Consider that we have a network with one hidden convolution layer of 5x5 patches and strides of 1 with a softmax output layer. Let the input images be one-channel images with pixels that are either fully black or fully white. Let the black pixel be 1 and white pixel be 0.

Consider that we only look at the class of objects of a single black pixel surrounded by white. Thus, the softmax layer essentially acts as a sigmoid and gives us the probability of this one class being in the image.

Let this network have weights for the convolution filter filled with all -1's except for a +1 in the dead center.

This filter outputs 1 only when applied to a patch with all white pixels except 1 black pixel in the middle. Let the softmax layer have all zero weights except for a single weight $w_i$ which is equal to 1.
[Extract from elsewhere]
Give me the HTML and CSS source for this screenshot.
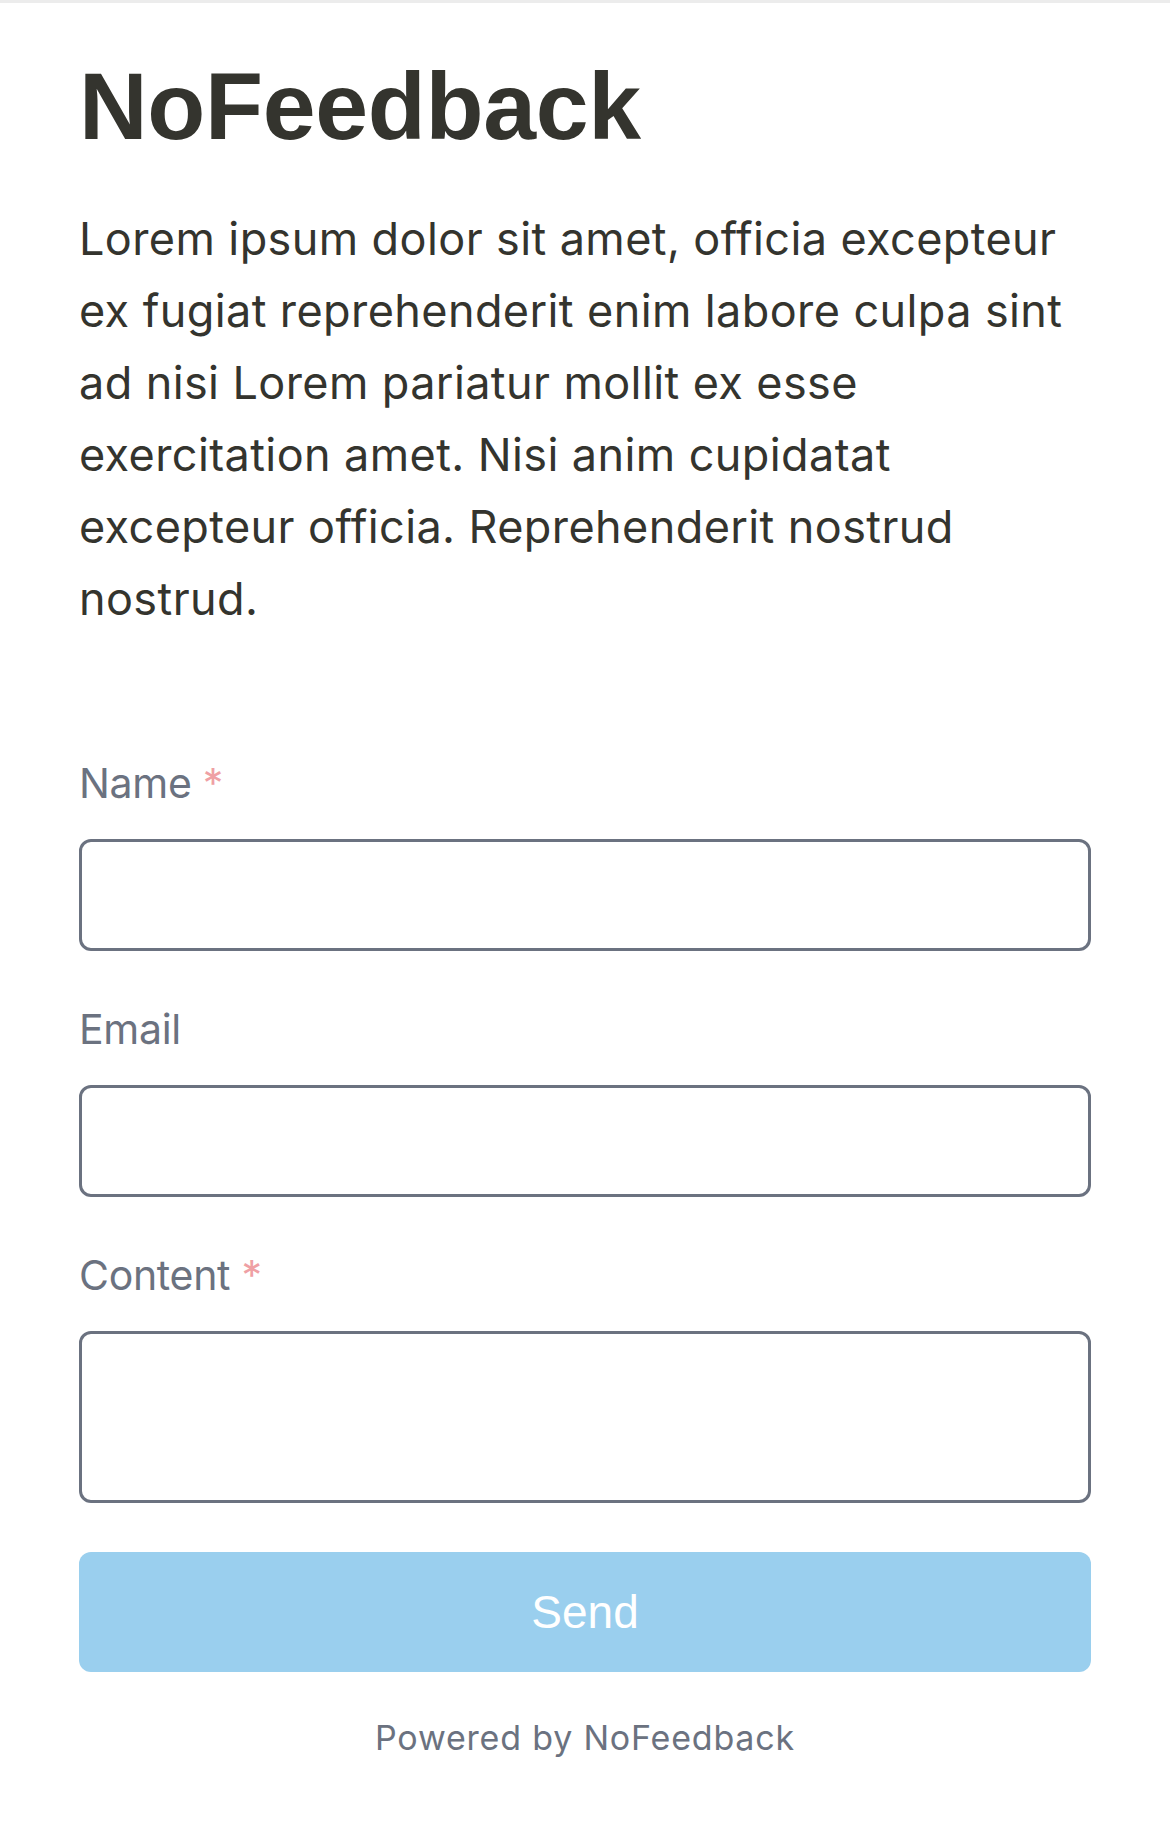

This weight, $w_i$, corresponds to a single 5x5 patch, $P_i$, where the filter is applied. Whenever the filter "fires", it means it's detected a single black pixel in the center. Since we assign all the weight to this one convolution patch, the entire network fires/detects the desired object when the filter applied to this patch $P_i$ fires. This is because when the value of 1 from the filter is forward propagated to the softmax layer, it outputs a probability greater than 0.5 since $\sigma(1) > 0.5$

Consider that we have an image with one black pixel in the center location of the patch $P_i$. Then from our logic above, this network will correctly classify this image.

However, if we move this image by 1 pixel to the right, the filter applied to $P_i$ will produce a value of -1. This will forward propagate to the softmax layer where a probability of less than 0.5 is outputted and the desired object will not be detected. Thus, this network described is clearly not translation invariant.

Part B

Consider that we have a network with one hidden convolution layer of 5x5 patches and strides of 1, followed by a max-pooling layer with 4x4 patches and a stride of 4, followed by a softmax output layer. Let the input images be one-channel images with pixels that are either fully black or fully white. Let the black pixel be 1 and white pixel be 0.

Consider that we only look at the class of objects of a single black pixel surrounded by white. Thus, the softmax layer essentially acts as a sigmoid and gives us the probability of this one class being in the image.

Let this network have weights for the convolution filter filled with all -1's except for a +1 in the dead center.

This filter outputs 1 only when applied to a patch with all white pixels except 1 black pixel in the middle. Whenever the filter "fires", it means it's detected a single black pixel in the center. Let the softmax layer have all zero weights except for a single weight $w_i$ which is equal to 1.

Let this weight, $w_i$, corresponds to a single 4x4 patch of the convolution layer, $H_i$, where the max-pooling operation is applied to. Since we assign all the weight to this one max-pooling patch, the entire network fires/detects the desired object when a convolution filter in this 4x4 patch fires. Let the very top right pixel of this 4x4 patch, $H_i$, correspond to a 5x5 convolution patch, $P_i$.

Consider that we have an image with one black pixel in the center location of the patch $P_i$. Then from our logic above, this network will correctly classify this image.

However, if we move this object by 1 pixel to the right, none of the filters in the 4x4 patch, $H_i$, will fire. This will forward propagate through the max-pooling layer to the softmax layer where a probability of less than 0.5 is outputted, and the desired object will not be detected. Thus, this network described is clearly not translation invariant.